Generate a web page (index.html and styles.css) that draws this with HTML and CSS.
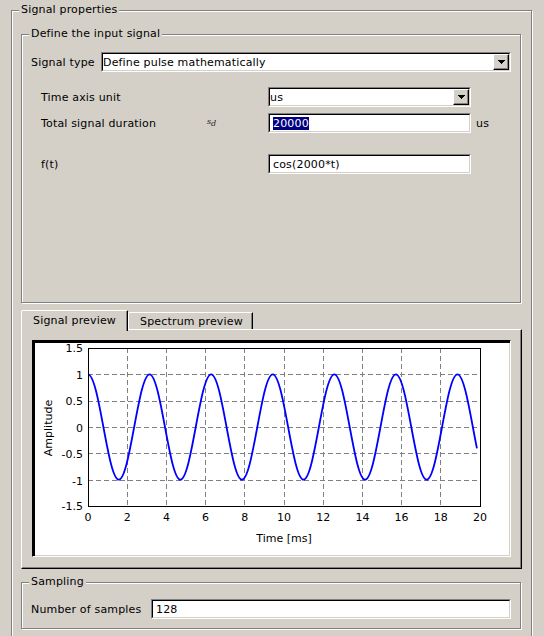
********
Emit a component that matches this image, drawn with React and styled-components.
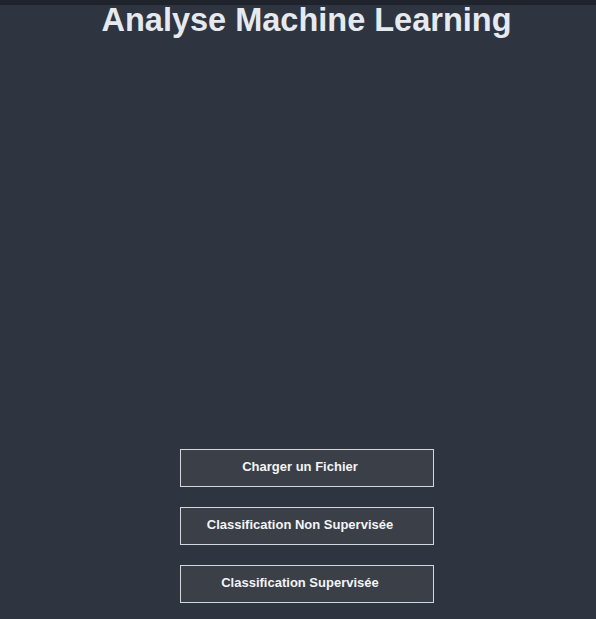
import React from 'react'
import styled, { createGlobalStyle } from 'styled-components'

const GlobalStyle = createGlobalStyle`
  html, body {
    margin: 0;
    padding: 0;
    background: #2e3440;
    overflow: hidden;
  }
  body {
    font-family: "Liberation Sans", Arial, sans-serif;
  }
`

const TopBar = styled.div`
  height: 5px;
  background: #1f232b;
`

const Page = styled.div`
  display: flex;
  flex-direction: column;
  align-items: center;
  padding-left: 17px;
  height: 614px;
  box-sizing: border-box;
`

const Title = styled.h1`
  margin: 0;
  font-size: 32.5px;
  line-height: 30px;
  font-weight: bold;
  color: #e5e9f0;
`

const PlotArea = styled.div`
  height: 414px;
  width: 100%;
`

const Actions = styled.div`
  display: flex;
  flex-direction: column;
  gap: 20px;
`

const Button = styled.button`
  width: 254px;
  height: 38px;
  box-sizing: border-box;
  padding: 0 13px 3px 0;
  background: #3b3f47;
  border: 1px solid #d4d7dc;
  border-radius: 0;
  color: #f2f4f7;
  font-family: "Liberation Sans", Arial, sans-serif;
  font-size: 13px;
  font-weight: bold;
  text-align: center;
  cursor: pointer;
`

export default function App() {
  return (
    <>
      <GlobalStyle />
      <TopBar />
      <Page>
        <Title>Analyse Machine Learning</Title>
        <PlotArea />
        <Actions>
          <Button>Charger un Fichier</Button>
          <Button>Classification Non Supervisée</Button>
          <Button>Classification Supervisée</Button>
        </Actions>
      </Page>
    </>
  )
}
********
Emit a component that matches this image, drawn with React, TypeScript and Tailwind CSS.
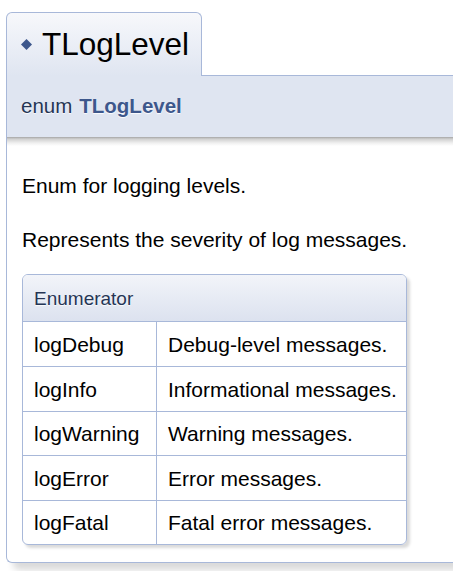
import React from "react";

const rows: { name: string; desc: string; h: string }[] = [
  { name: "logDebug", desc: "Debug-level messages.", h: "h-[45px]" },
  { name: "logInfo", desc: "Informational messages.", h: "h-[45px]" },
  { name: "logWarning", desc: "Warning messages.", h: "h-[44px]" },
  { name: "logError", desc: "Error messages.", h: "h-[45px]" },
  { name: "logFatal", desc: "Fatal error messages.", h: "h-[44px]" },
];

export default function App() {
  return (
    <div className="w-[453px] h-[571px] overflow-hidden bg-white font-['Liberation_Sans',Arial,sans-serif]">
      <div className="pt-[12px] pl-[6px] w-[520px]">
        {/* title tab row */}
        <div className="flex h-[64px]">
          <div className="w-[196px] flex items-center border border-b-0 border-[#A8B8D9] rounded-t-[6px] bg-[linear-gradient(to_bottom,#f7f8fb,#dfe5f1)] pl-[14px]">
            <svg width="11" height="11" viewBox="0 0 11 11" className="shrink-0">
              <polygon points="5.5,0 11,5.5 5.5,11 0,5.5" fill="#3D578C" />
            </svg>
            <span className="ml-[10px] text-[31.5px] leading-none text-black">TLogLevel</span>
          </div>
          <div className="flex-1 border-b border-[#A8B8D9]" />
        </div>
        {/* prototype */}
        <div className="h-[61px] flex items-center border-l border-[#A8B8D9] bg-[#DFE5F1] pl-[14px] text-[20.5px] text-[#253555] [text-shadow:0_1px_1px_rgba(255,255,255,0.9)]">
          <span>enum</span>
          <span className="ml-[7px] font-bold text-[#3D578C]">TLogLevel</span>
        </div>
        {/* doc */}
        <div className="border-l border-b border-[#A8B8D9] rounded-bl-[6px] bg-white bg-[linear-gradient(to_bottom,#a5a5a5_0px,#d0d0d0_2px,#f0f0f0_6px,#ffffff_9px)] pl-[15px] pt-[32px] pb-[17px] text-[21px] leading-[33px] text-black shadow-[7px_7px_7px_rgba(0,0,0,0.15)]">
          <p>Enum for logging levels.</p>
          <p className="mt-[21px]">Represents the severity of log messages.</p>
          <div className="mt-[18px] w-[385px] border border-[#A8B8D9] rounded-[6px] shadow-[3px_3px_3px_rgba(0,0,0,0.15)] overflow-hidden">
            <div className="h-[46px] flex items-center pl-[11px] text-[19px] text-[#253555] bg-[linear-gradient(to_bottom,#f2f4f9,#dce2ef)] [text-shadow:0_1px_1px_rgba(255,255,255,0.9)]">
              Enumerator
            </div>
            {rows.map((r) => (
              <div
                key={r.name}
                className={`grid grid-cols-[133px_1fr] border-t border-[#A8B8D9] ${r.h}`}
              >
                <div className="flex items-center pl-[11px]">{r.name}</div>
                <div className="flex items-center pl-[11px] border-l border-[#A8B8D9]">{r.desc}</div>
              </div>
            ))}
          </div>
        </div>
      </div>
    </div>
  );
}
********
§ **What is required**: Determine the number of lines in the data that contain "image" as a word or string, and state only that number.

§ **Right answer**: 2